6 There is a dispute about whether the appellant raised his voice in the course of the telephone conversations, whether he swore at F and, in particular, whether he called her “a stupid fucking bitch”.

7 The Local Court Magistrate, who had the benefit of seeing both F and the appellant give evidence, made the following observations:

8 “Ms F’s demeanour was such that her emotions were consistent with the evidence that she was giving in court. The conversations which she spoke of have a ring of truth about them. I am satisfied that she was a truthful witness and therefore I am satisfied that Mr Gibbon did in fact, apart from raising his voice, also say to Ms F, among other things, that “you’re a stupid fucking bitch”.

9 From the perspective of both parties, the conversation was an emotional one. Both parties were emotional about the appellant having access to the children. The parties had been in a long relationship. They were undergoing Family Court proceedings, including mediation. I have no doubt that the appellant raised his voice. It is consistent with the context of the conversation that he swore at F in the manner alleged. I accept the Magistrate’s findings about those matters without hesitation.

10 I note that, in the period from May 2006, there had been a number of arguments between the parties concerning money and access to the children. Each of the first four telephone calls was terminated when F hung up, having made it quite clear that she was busy, she had no intention of granting him access to the children on that day, and she did not wish to say anything any further. No doubt, the appellant was somewhat irate about the fact that F and the children were residing in his house, which was the subject of property proceedings in the Family Court.

11 F was still upset more than an hour after the calls. When police spoke to her, she was crying and her eyes were bloodshot.

12 I accept the appellant’s submission that, in making the calls, he was not intending to upset, let alone harass or intimidate F. Rather, his intention was to obtain access to his children.

13 The legal issue is whether the necessary mens rea is an intention to cause the complainant to feel harassment or intimidation, or whether it is simply an intention to engage in the conduct that, in fact, causes the complainant to feel harassed or intimidated.

14 The legislation provides no specific assistance in this regard.

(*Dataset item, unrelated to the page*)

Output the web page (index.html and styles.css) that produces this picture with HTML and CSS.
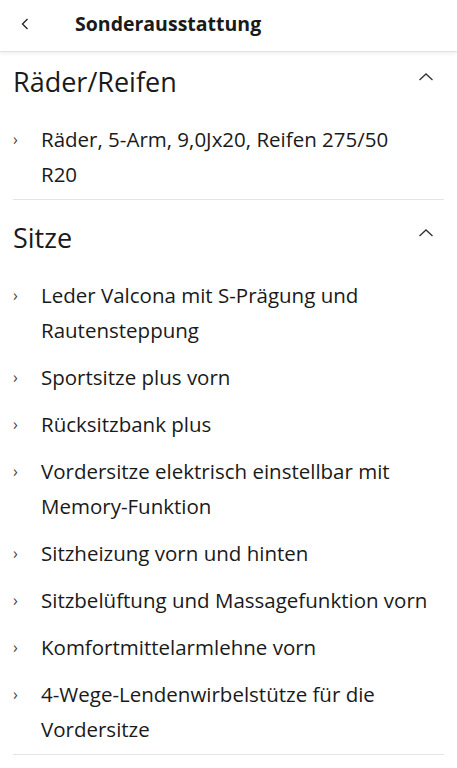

However, the purpose of the legislation is to enable the court to impose orders to protect persons. The means of protection is the prohibition of particular conduct. The ultimate purpose of the legislation is to prevent victims feeling harassed and intimidated, but that is not the way in which the legislation is structured. The legislation is structured so as to prevent conduct that may result in feelings of harassment or intimidation. Although the legislation is unclear in relation to the requisite mens rea, I have formed the view that the necessary mens reas is an intention to engage in the relevant conduct, knowing that there is an order.

15 There is no doubt that the appellant intentionally engaged in the conduct of making repeated calls to F. There is no doubt that she hung upon four occasions and, by that action her words, made it quite plain that she did not wish to receive any further calls. In those circumstances, the repeated making of emotional calls to F constituted harassment. The offence is made out.

16 The Crown concedes that the conduct was at the lower end of objective seriousness and F’s distress was temporary. I accept that the appellant was not motivated by a desire to upset F. Rather, he wished to obtain access to his children over the Christmas period. The emotions of both parties were running high because it was Christmas and because they were engaged in stressful Family Court proceedings.

17 The appellant is a professional person of prior and subsequent good character. He is fifty-nine years old. There is no suggestion of other harassing conduct, either before or since this episode. Because of the appellant’s character and antecedents and the extenuating circumstances in which the offence was committed, it is appropriate to proceed under s 10 of the Crimes (Sentencing Procedure) Act.

18 Pursuant to s 10 of the Crimes (Sentencing Procedure) Act I find the offence proved, but without proceeding to conviction. I make an order directing that the charge be dismissed.